At first, that realization felt devastating.
Now it feels strangely comforting.
Not because I like it.
Not because I think it’s fair.
But because I’ve stopped fighting it.
I’ve stopped waiting for somebody to finally arrive and make everything easier.
I’ve stopped waiting for life to become something different from what it already is.
And in that surrender, I found something that isn’t quite peace.
But it’s close enough.
Close enough to keep going.
Me, Myself, And I
At the end of the day, every person is fundamentally alone.
Not lonely.
Alone.
There is a difference.
No matter how loved we are, nobody can fully enter our mind.
Nobody can see every memory.
Nobody can feel every feeling.
Nobody can hear every thought.
There will always be rooms inside us that nobody else can enter.
For a long time, I fought that reality.
Now I just sit beside it.
One day, every conversation will end.
Every explanation will end.
Every attempt to be understood will end.
And when that day comes, the person who will still be there is the same person who has always been there.
The same person who sat through every insecurity.
Every heartbreak.
Every disappointment.
Every lonely night.
Every ordinary Tuesday.
Every quiet moment nobody else saw.
Me.
There is something strangely comforting about that.
Not because I have figured life out.
Not because I am happy.
Not because I am healed.
If anything, I feel more defeated than ever.
More tired than ever.
More aware than ever of how little control I have.

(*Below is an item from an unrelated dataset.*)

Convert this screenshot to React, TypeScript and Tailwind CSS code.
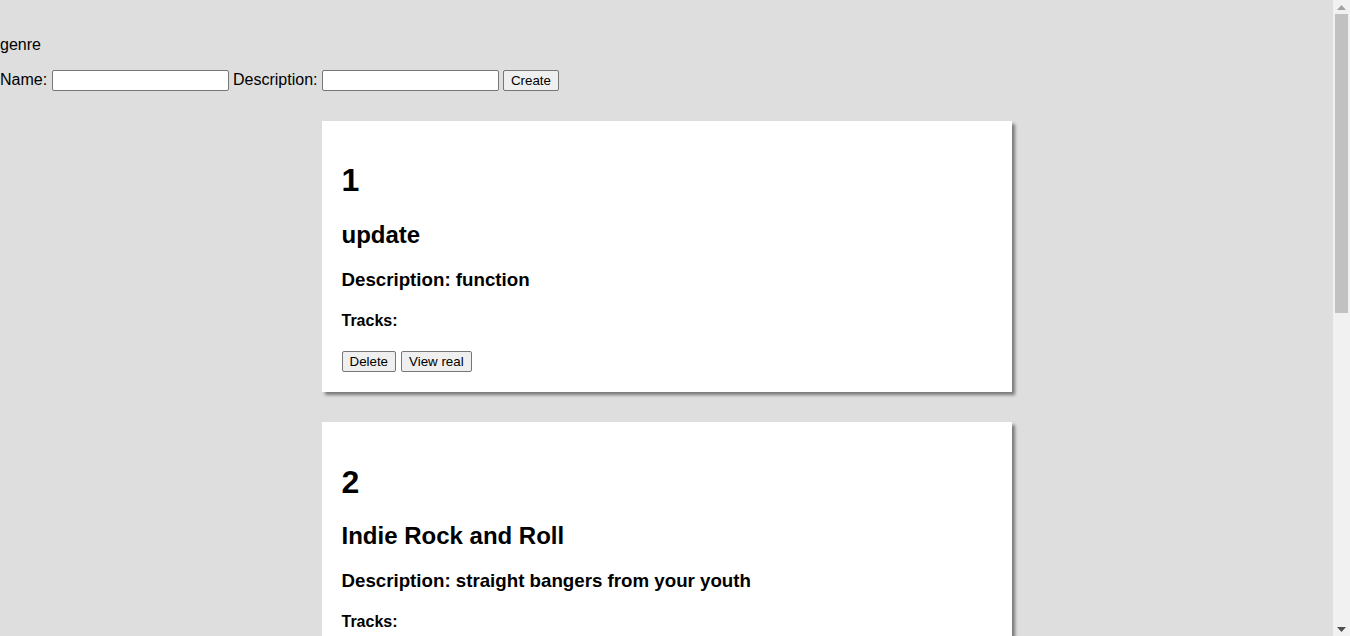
import React from "react";

const cards = [
  { id: 1, name: "update", desc: "function" },
  { id: 2, name: "Indie Rock and Roll", desc: "straight bangers from your youth" },
  { id: 3, name: "Jazz", desc: "smooth and cool" },
  { id: 4, name: "Hip Hop", desc: "beats and rhymes" },
];

const btn =
  "bg-[#efefef] border border-[#767676] rounded-[2px] px-[7px] py-[1px] text-[13.33px] leading-[17px] text-black align-middle";

function Card({ id, name, desc }: { id: number; name: string; desc: string }) {
  return (
    <div className="w-[690px] mx-auto my-[30px] bg-white p-[20px] shadow-[3px_3px_3px_#7a7a7a] flow-root">
      <h1 className="text-[32px] font-bold leading-[normal] my-[21.44px]">{id}</h1>
      <h2 className="text-[24px] font-bold leading-[normal] my-[19.92px]">{name}</h2>
      <h3 className="text-[18.72px] font-bold leading-[normal] my-[18.72px]">Description: {desc}</h3>
      <h4 className="text-[16px] font-bold leading-[normal] my-[21.28px]">Tracks:</h4>
      <div className="flex gap-[5px]">
        <button className={btn}>Delete</button>
        <button className={btn}>View real</button>
      </div>
    </div>
  );
}

function Scrollbar() {
  return (
    <div className="w-[17px] h-[636px] bg-[#f1f1f1] flex flex-col items-center shrink-0">
      <div className="h-[14px] flex items-center justify-center">
        <svg width="9" height="5" viewBox="0 0 9 5">
          <polygon points="4.5,0 9,5 0,5" fill="#a3a3a3" />
        </svg>
      </div>
      <div className="w-[13px] h-[299px] bg-[#c1c1c1]" />
      <div className="flex-1" />
      <div className="h-[14px] flex items-center justify-center">
        <svg width="9" height="5" viewBox="0 0 9 5">
          <polygon points="0,0 9,0 4.5,5" fill="#505050" />
        </svg>
      </div>
    </div>
  );
}

export default function App() {
  return (
    <div className="flex h-[636px] overflow-hidden bg-[#dedede] text-black font-['Liberation_Sans',Arial,sans-serif] text-[16px] leading-[normal]">
      <div className="flex-1 h-[636px] overflow-hidden flow-root">
        <div className="mt-[36px]">genre</div>
        <div className="mt-[15px] flex items-center h-[22px] whitespace-pre">
          <span>Name: </span>
          <input className="w-[177px] h-[21px] border border-[#767676] rounded-[2px] bg-white text-[13.33px] px-[2px]" />
          <span> Description: </span>
          <input className="w-[177px] h-[21px] border border-[#767676] rounded-[2px] bg-white text-[13.33px] px-[2px]" />
          <span className="w-[4px]" />
          <button className={btn + " h-[21px]"}>Create</button>
        </div>
        {cards.map((c) => (
          <Card key={c.id} {...c} />
        ))}
      </div>
      <Scrollbar />
    </div>
  );
}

But perhaps there is a certain kind of freedom in finally admitting defeat.
Not dramatic defeat.
Not tragic defeat.
Just the quiet kind.
The kind that makes you stop fighting reality.
The kind that makes you stop expecting.
The kind that makes you stop explaining.
So these days, I speak less.
I explain less.
I expect less.
And I sit quietly with the only companion who has never once left my side.
Me.
Myself.
And I.
And together, we’ve learned how to endure.